People take pride in their work, and it’s the same everywhere. But there’s something else about teaching students who are children in your care all day, and being with them as they grow. People never come to us to form a union and say, “Hey, I’ve been getting screwed on money. I really need a raise.” No, it’s “I’m so frustrated about these policies. Yes, I deserve a raise. But that’s not why I came here.”
My goal is to build a union that uses our collective power to advocate for students outside the classroom as well. My conception of what it is to be a social justice union leader, especially in a school context — which is the only context I know, really — is to get members to see that we can use our collective power.
If we can see that we can use our collective power to expand that scope of justice and equity, to be something that impacts students in their lives when they leave the classroom, that’s my goal as a union leader.
That’s something that the “red state” teachers’ rebellion showed, and now we’ve got a charter rebellion going on — it’s going to be the third charter strike.
We had a group of paraprofessionals at CICS who were petitioning to join the union, and the employer for four months said “no.” They voted to authorize a recognition strike. We have 130 members in the bargaining unit, and there are 40 paras who overwhelmingly signed up to join the union.
For four months, we petitioned.

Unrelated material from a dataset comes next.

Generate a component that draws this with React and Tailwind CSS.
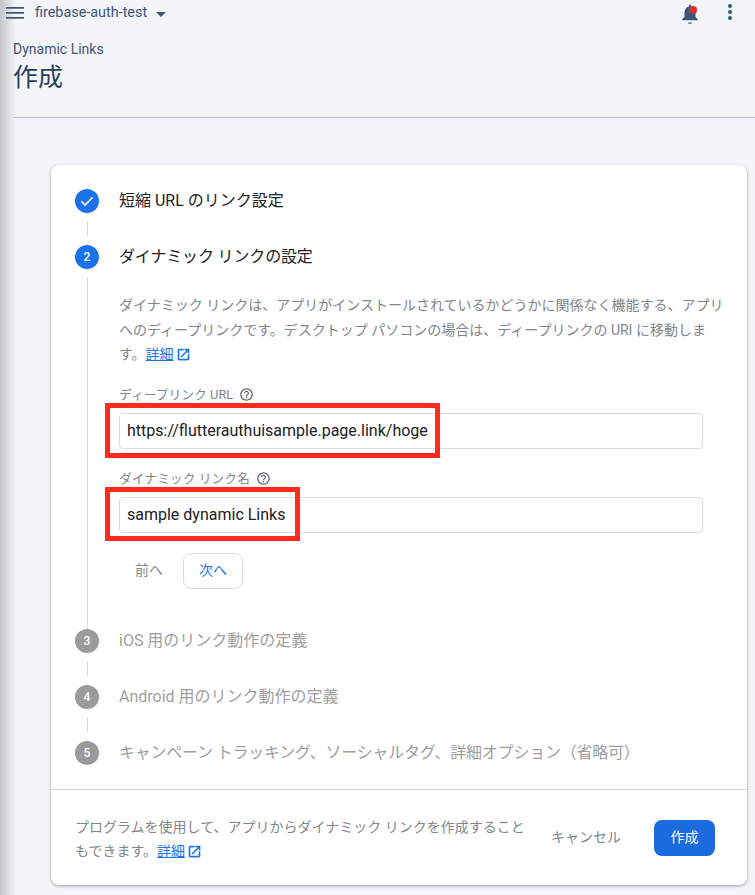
import React from "react";

function Ext() {
  return (
    <svg viewBox="0 0 24 24" className="w-[15px] h-[15px] fill-[#1a73e8] stroke-[#1a73e8] stroke-[0.6] inline-block ml-[2px] align-[-3px]">
      <path d="M19 19H5V5h7V3H5a2 2 0 0 0-2 2v14a2 2 0 0 0 2 2h14a2 2 0 0 0 2-2v-7h-2v7zM14 3v2h3.590l-9.830 9.830 1.410 1.410L19 6.410V10h2V3h-7z" />
    </svg>
  );
}

function Help() {
  return (
    <svg viewBox="0 0 24 24" className="w-[15px] h-[15px] fill-[#5f6368] ml-[6px]">
      <path d="M11 18h2v-2h-2v2zm1-16C6.480 2 2 6.480 2 12s4.480 10 10 10 10-4.480 10-10S17.520 2 12 2zm0 18c-4.410 0-8-3.590-8-8s3.590-8 8-8 8 3.590 8 8-3.590 8-8 8zm0-14c-2.210 0-4 1.790-4 4h2c0-1.100.9-2 2-2s2 .9 2 2c0 2-3 1.750-3 5h2c0-2.250 3-2.500 3-5 0-2.210-1.790-4-4-4z" />
    </svg>
  );
}

function Step({ n, label, active, done, labelClass = "" }) {
  return (
    <div className="flex items-center h-6">
      <div className={`w-6 h-6 rounded-full flex items-center justify-center text-white text-[12px] font-medium ${active || done ? "bg-[#1a73e8]" : "bg-[#9a9a9a]"}`}>
        {done ? (
          <svg viewBox="0 0 24 24" className="w-[18px] h-[18px] fill-none stroke-white stroke-[2.2]">
            <path d="M4.500 12.500l5 5 10-10.500" />
          </svg>
        ) : n}
      </div>
      <div className={`ml-5 text-[16px] whitespace-nowrap ${active || done ? "text-[#202124]" : "text-[#9e9e9e]"} ${labelClass}`}>{label}</div>
    </div>
  );
}

function Connector() {
  return <div className="ml-3 w-px h-4 my-2 bg-[#dadce0]" />;
}

function Field({ label, value, mt, box }) {
  return (
    <div className={mt}>
      <div className="flex items-center h-[18px] text-[12.800px] leading-[18px] text-[#80868b]">
        {label}
        <Help />
      </div>
      <div className="relative mt-[9px]">
        <div className="h-9 border border-[#dadce0] rounded-[4px] pl-[7px] flex items-center text-[16px] text-[#202124] bg-white whitespace-nowrap">
          {value}
        </div>
        <div className={`absolute border-[5px] border-[#ff2a1c] ${box}`} />
      </div>
    </div>
  );
}

export default function App() {
  return (
    <div className="relative w-[755px] h-[895px] overflow-hidden bg-[#f4f5f8] font-[Roboto,'Noto_Sans_CJK_JP',sans-serif]">
      <div className="absolute left-0 top-0 bottom-0 w-[16px] bg-gradient-to-r from-[#c4c4c6] to-[#f4f5f8]" />

      <div className="relative h-[28px] flex items-center pl-[6px] pr-[23px] text-[#3c5478]">
        <svg viewBox="0 0 18 12" className="w-[18px] h-[12px] fill-[#3c5478] -mt-[2px]">
          <rect y="0" width="18" height="1.700" />
          <rect y="5" width="18" height="1.700" />
          <rect y="10" width="18" height="1.700" />
        </svg>
        <span className="ml-[11px] text-[14.400px] leading-none -mt-[2px]">firebase-auth-test</span>
        <svg viewBox="0 0 10 5" className="ml-[9px] w-[10px] h-[5px] fill-[#3c5478]">
          <path d="M0 0h10L5 5z" />
        </svg>
        <div className="ml-auto flex items-center">
          <div className="relative w-4 h-[20px] mr-[30px] -mt-[1px]">
            <svg viewBox="0 0 16 20" className="w-4 h-[20px] fill-[#3c5478]">
              <path d="M8 0.500c.6 0 1 .5 1 1v1c3 .7 4.500 3.200 4.500 6.200v4.300l2.200 2.200v1H.3v-1L2.500 13V8.700c0-3 1.500-5.500 4.500-6.200v-1c0-.5.400-1 1-1zM6 18.500h4c0 .800-.9 1.300-2 1.300s-2-.5-2-1.300z" />
            </svg>
            <div className="absolute w-2 h-2 rounded-full bg-[#d32f2f] left-[7px] top-[2px]" />
          </div>
          <svg viewBox="0 0 4 18" className="w-1 h-[18px] fill-[#3c5478] -mt-[2px]">
            <circle cx="2" cy="2" r="2" />
            <circle cx="2" cy="8" r="2" />
            <circle cx="2" cy="14" r="2" />
          </svg>
        </div>
      </div>

      <div className="relative ml-[13px] mt-[12px] text-[14px] leading-[18px] text-[#3c5478]">Dynamic Links</div>
      <div className="relative ml-[13px] mt-[2px] text-[25px] leading-[36px] text-[#2c405c]">作成</div>
      <div className="relative ml-[13px] mt-[21px] h-px bg-[#b9c5d4]" />

      <div className="relative ml-[51px] mt-[47px] w-[696px] h-[720px] bg-white rounded-[8px] shadow-[0_1px_3px_rgba(60,64,67,0.5)] flex flex-col">
        <div className="pt-6 pl-6">
          <Step done label="短縮 URL のリンク設定" />
          <Connector />
          <Step n="2" active label="ダイナミック リンクの設定" labelClass="tracking-[-0.150px]" />
          <div className="ml-3 mt-2 border-l border-[#dadce0] h-[352px] pl-[31px] pr-[20px] pt-[16px]">
            <p className="text-[14px] leading-[24.500px] text-[#80868b] w-[606px]">
              ダイナミック リンクは、アプリがインストールされているかどうかに関係なく機能する、アプリへのディープリンクです。デスクトップ パソコンの場合は、ディープリンクの URI に移動します。
              <span className="text-[#1a73e8] underline">詳細</span>
              <Ext />
            </p>
            <div className="w-[584px]">
              <Field mt="mt-[19px]" label="ディープリンク URL" value="https://flutterauthuisample.page.link/hoge" box="-left-[14px] -top-[10px] w-[335px] h-[55px]" />
              <Field mt="mt-[21px]" label="ダイナミック リンク名" value="sample dynamic Links" box="-left-[14px] -top-[10px] w-[195px] h-[54px]" />
            </div>
            <div className="flex items-center mt-[20px]">
              <div className="w-[60px] text-center text-[14px] text-[#80868b]">前へ</div>
              <div className="ml-[4px] w-[60px] h-9 border border-[#dadce0] rounded-[8px] flex items-center justify-center text-[14px] text-[#1a73e8]">次へ</div>
            </div>
          </div>
          <Step n="3" label="iOS 用のリンク動作の定義" />
          <Connector />
          <Step n="4" label="Android 用のリンク動作の定義" />
          <Connector />
          <Step n="5" label="キャンペーン トラッキング、ソーシャルタグ、詳細オプション（省略可）" labelClass="tracking-[-0.220px]" />
        </div>
        <div className="mt-6 border-t border-[#dadce0] flex-1 flex items-center pl-6 pr-8">
          <p className="w-[452px] text-[14px] leading-[24px] text-[#80868b] mt-[2px]">
            プログラムを使用して、アプリからダイナミック リンクを作成することもできます。
            <span className="text-[#1a73e8] underline">詳細</span>
            <Ext />
          </p>
          <div className="ml-auto text-[14px] text-[#80868b]">キャンセル</div>
          <div className="ml-[33px] w-[61px] h-9 rounded-[8px] bg-[#1a6ae0] text-white text-[14px] flex items-center justify-center">作成</div>
        </div>
      </div>
    </div>
  );
}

They were ready to take a recognition strike. They were told, “No, you’re going to have to come work in the schools when the teachers go on strike.” They said, “Screw that. We’ll do a recognition strike.” In the end, the employer agreed to recognize them.
We’re picking up wins that we never expected, and other people are hearing about it. I’ve been in contact with other unionized charter teachers in LA, who are taking heart from the strikes here and in LA. I’ve been in communication with fired-up unionized charter educators around the country who are taking heart from Chicago to Los Angeles, Detroit, Philadelphia, Cleveland, Washington, D.C., New Orleans, and other educators around the world.